SHORT TASK
In the listing that follows, retype every line from the first through the one containing "</TitleBar>". Pictures are to be left out.

---- DATASET SECTION

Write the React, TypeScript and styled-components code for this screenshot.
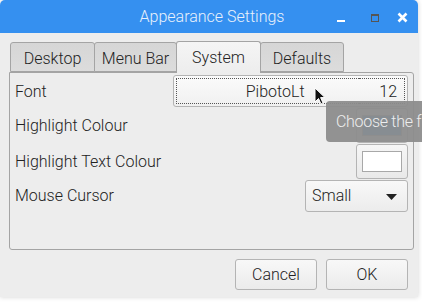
import React from "react";
import styled, { createGlobalStyle } from "styled-components";

const GlobalStyle = createGlobalStyle`
  html, body {
    margin: 0;
    padding: 0;
    background: #ffffff;
    font-family: Roboto, "Liberation Sans", sans-serif;
    font-weight: 300;
  }
`;

const tabs = [
  { label: "Desktop", width: 85 },
  { label: "Menu Bar", width: 83 },
  { label: "System", width: 85, active: true },
  { label: "Defaults", width: 84 },
];

const App: React.FC = () => {
  return (
    <Screen>
      <GlobalStyle />
      <Window>
        <TitleBar>
          <Title>Appearance Settings</Title>
          <Controls>
            <Minimize />
            <Maximize />
            <CloseIcon width="11" height="11" viewBox="0 0 11 11">
              <path d="M1.5 1.5 L9.5 9.5 M9.5 1.5 L1.5 9.5" stroke="#fff" strokeWidth="2.6" />
            </CloseIcon>
          </Controls>
        </TitleBar>

        <TabBar>
          {tabs.map((t) => (
            <Tab key={t.label} $active={!!t.active} $width={t.width}>
              {t.label}
            </Tab>
          ))}
        </TabBar>

        <Panel>
          <Grid>
            <Label>Font</Label>
            <FontButton>
              <FontName>PibotoLt</FontName>
              <FontSize>12</FontSize>
            </FontButton>

            <Label>Highlight Colour</Label>
            <ColourButton>
              <Swatch $colour="#3a92ef" />
            </ColourButton>

            <Label>Highlight Text Colour</Label>
            <ColourButton>
              <Swatch $colour="#ffffff" />
            </ColourButton>

            <Label>Mouse Cursor</Label>
            <Select>
              Small
              <Arrow width="11" height="6" viewBox="0 0 11 6">
                <path d="M0 0 H11 L5.5 6 Z" fill="#222" />
              </Arrow>
            </Select>
          </Grid>
        </Panel>

        <Footer>
          <DialogButton>Cancel</DialogButton>
          <DialogButton>OK</DialogButton>
        </Footer>
      </Window>

      <Tooltip>Choose the f</Tooltip>
      <Cursor width="12" height="18" viewBox="0 0 12 18">
        <path d="M1 1 L1 15 L4.5 11.5 L7 17 L9 16 L6.6 10.6 L11 10.6 Z" fill="#111" stroke="#fff" strokeWidth="1" />
      </Cursor>
    </Screen>
  );
};

export default App;

const Screen = styled.div`
  position: relative;
  width: 422px;
  height: 303px;
  overflow: hidden;
`;

const Window = styled.div`
  width: 418px;
  height: 297px;
  background: #ededed;
  border-radius: 5px 5px 0 0;
  box-shadow: 0 0 5px rgba(0, 0, 0, 0.18);
  overflow: hidden;
  display: flex;
  flex-direction: column;
`;

const TitleBar = styled.div`
  height: 33px;
  background: #3590f0;
  display: flex;
  align-items: center;
  justify-content: center;
  position: relative;
  flex-shrink: 0;
`;

const Title = styled.div`
  color: #e9f1fb;
  font-size: 16px;
  margin-left: 6px;
`;

const Controls = styled.div`
  position: absolute;
  right: 10px;
  top: 0;
  height: 33px;
  display: flex;
  align-items: center;
`;

const Minimize = styled.div`
  width: 8px;
  height: 2px;
  background: #fff;
  margin-top: 9px;
  margin-right: 26px;
`;

const Maximize = styled.div`
  width: 6px;
  height: 5px;
  border: 1px solid #555;
  border-top-width: 2px;
  margin-right: 18px;
  margin-top: 2px;
`;

const CloseIcon = styled.svg`
  display: block;
  margin-top: 2px;
`;

const TabBar = styled.div`
  display: flex;
  align-items: flex-end;
  padding-left: 10px;
  margin-top: 8px;
  height: 31px;
  flex-shrink: 0;
`;

const Tab = styled.div<{ $active: boolean; $width: number }>`
  box-sizing: border-box;
  width: ${(p) => p.$width}px;
  height: ${(p) => (p.$active ? 32 : 30)}px;
  margin-bottom: ${(p) => (p.$active ? -1 : 0)}px;
  border: 1px solid #a4a4a4;
  border-bottom: ${(p) => (p.$active ? "none" : "1px solid #a4a4a4")};
  border-radius: 3px 3px 0 0;
  background: ${(p) =>
    p.$active
      ? "linear-gradient(#f5f5f5, #ededed)"
      : "linear-gradient(#d6d6d6, #dcdcdc)"};
  color: #222;
  font-size: 16px;
  display: flex;
  align-items: center;
  justify-content: center;
  padding-top: ${(p) => (p.$active ? 0 : 2)}px;
  position: relative;
  z-index: ${(p) => (p.$active ? 2 : 1)};
  margin-right: -1px;
`;

const Panel = styled.div`
  box-sizing: border-box;
  margin: 0 4px 0 9px;
  height: 178px;
  border: 1px solid #a4a4a4;
  border-radius: 0 3px 3px 3px;
  padding: 2px 5px 0 5px;
  flex-shrink: 0;
`;

const Grid = styled.div`
  display: grid;
  grid-template-columns: 1fr auto;
  grid-template-rows: 32px 36px 36px 33px;
  align-items: center;
`;

const Label = styled.div`
  font-size: 16px;
  color: #222;
`;

const FontButton = styled.div`
  box-sizing: border-box;
  width: 235px;
  height: 32px;
  border: 1px solid #b4b4b4;
  border-radius: 3px;
  background: linear-gradient(#fbfbfb, #f0f0f0);
  display: flex;
  align-items: center;
  padding: 2px;
  justify-self: end;
`;

const FontName = styled.div`
  flex: 1;
  height: 100%;
  box-sizing: border-box;
  border: 1px dotted #555;
  border-right: none;
  display: flex;
  align-items: center;
  justify-content: center;
  font-size: 16px;
  color: #222;
  padding-left: 14px;
`;

const FontSize = styled.div`
  height: 100%;
  box-sizing: border-box;
  border: 1px dotted #555;
  border-left: none;
  display: flex;
  align-items: center;
  padding: 0 7px 0 20px;
  font-size: 16px;
  color: #222;
`;

const ColourButton = styled.div`
  box-sizing: border-box;
  width: 52px;
  height: 35px;
  border: 1px solid #b4b4b4;
  border-radius: 3px;
  background: linear-gradient(#f6f6f6, #e9e9e9);
  display: flex;
  align-items: center;
  justify-content: center;
  justify-self: end;
`;

const Swatch = styled.div<{ $colour: string }>`
  width: 40px;
  height: 21px;
  box-sizing: border-box;
  border: 1px solid #a8a8a8;
  background: ${(p) => p.$colour};
`;

const Select = styled.div`
  box-sizing: border-box;
  width: 103px;
  height: 32px;
  border: 1px solid #b4b4b4;
  border-radius: 3px;
  background: linear-gradient(#f8f8f8, #ececec);
  display: flex;
  align-items: center;
  justify-content: space-between;
  padding: 0 10px 0 6px;
  font-size: 16px;
  color: #222;
  justify-self: end;
`;

const Arrow = styled.svg`
  display: block;
  margin-top: 2px;
`;

const Footer = styled.div`
  display: flex;
  justify-content: flex-end;
  gap: 9px;
  padding: 9px 10px 0 0;
`;

const DialogButton = styled.div`
  box-sizing: border-box;
  width: 82px;
  height: 31px;
  border: 1px solid #b4b4b4;
  border-radius: 3px;
  background: linear-gradient(#f8f8f8, #ebebeb);
  display: flex;
  align-items: center;
  justify-content: center;
  font-size: 16px;
  color: #222;
`;

const Tooltip = styled.div`
  position: absolute;
  left: 326px;
  right: 0;
  top: 101px;
  height: 41px;
  background: rgba(140, 140, 140, 0.94);
  border-radius: 4px 0 0 4px;
  color: #eeeeee;
  font-size: 16px;
  letter-spacing: -0.3px;
  display: flex;
  align-items: center;
  padding-left: 10px;
  white-space: nowrap;
`;

const Cursor = styled.svg`
  position: absolute;
  left: 314px;
  top: 87px;
`;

--------

RESPONSE TO THIS TASK
Write the React, TypeScript and styled-components code for this screenshot.
import React from "react";
import styled, { createGlobalStyle } from "styled-components";

const GlobalStyle = createGlobalStyle`
  html, body {
    margin: 0;
    padding: 0;
    background: #ffffff;
    font-family: Roboto, "Liberation Sans", sans-serif;
    font-weight: 300;
  }
`;

const tabs = [
  { label: "Desktop", width: 85 },
  { label: "Menu Bar", width: 83 },
  { label: "System", width: 85, active: true },
  { label: "Defaults", width: 84 },
];

const App: React.FC = () => {
  return (
    <Screen>
      <GlobalStyle />
      <Window>
        <TitleBar>
          <Title>Appearance Settings</Title>
          <Controls>
            <Minimize />
            <Maximize />
            <CloseIcon width="11" height="11" viewBox="0 0 11 11">
              <path d="M1.5 1.5 L9.5 9.5 M9.5 1.5 L1.5 9.5" stroke="#fff" strokeWidth="2.6" />
            </CloseIcon>
          </Controls>
        </TitleBar>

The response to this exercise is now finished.